C’est là que j’ai vécu dans les voluptés calmes.


Sur ce vers, voluptueuse encore, mais déjà calmée, par les mêmes degrés qu’elle avait gravis, la musique va descendre. Elle s’exaltait, elle s’apaise. Lyrique toujours, elle ne l’est plus que d’un lyrisme pour ainsi dire intérieur, et son rêve somptueux s’achève longuement, en nostalgique, en douloureuse rêverie.

La voix s’est tue, et pendant quelques mesures le piano continue de chanter. Son rôle d’accompagnateur et de subalterne est bien fini. Dans l’Invitation au voyage, tout chante également, toujours. Tout, et dès le début, jusqu’à ces couples d’accords voisins, plus que voisins, qui s’effleurent et, rien qu’à s’effleurer, frissonnent d’un long, doux et triste frisson. Partout sans doute la voix prédomine. Mais quand vient la dernière strophe, les mêmes ondes, ridées à peine, qui ne faisaient que la soutenir, la soulèvent et l’emportent. Rapides, serrés, les arpèges multiplient et précipitent leurs vagues de lumière. Sur certains mots, certaines notes jettent vraiment des flammes. Tout rayonne et resplendit. Nous .sommes ici devant une « gloire » sonore.

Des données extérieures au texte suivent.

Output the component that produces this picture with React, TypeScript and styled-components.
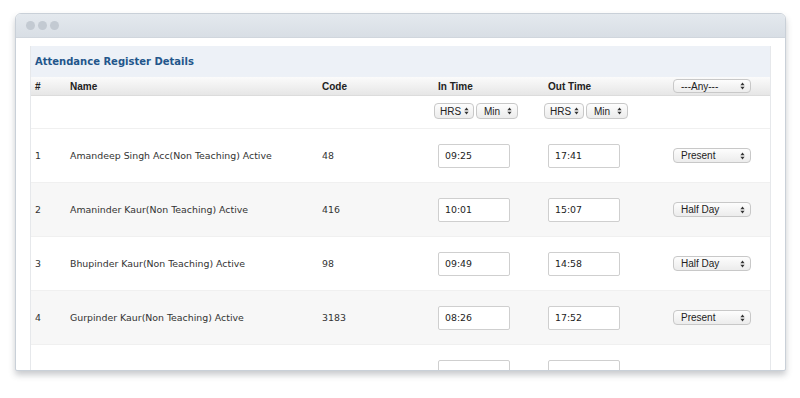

« Comme une aile au pied du vers posée. » Jamais la note n’a mieux justifié la flatterie de cette image. Jamais la musique n’a plus exalté, magnifié la poésie. Phidylé surtout, la Phidylé qui parle seulement, n’est rien auprès de celle qui chante aussi.


L’herbe est molle au sommeil sous les frais peupliers
Aux pentes des sources moussues,
Qui dans les prés en fleurs germant par mille issues,
Se perdent dans les noirs halliers.

Repose, ô Phidylé. Midi sur les feuillages
Rayonne et t’invite au sommeil.
Par le trèfle et le thym, seules, en plein soleil,
Chantent les abeilles volages.

Un chaud parfum circule au détour des sentiers.
La rouge fleur des blés s’incline,
Et les oiseaux, rasant de l’aile la colline,
Cherchent l’ombre des églantiers.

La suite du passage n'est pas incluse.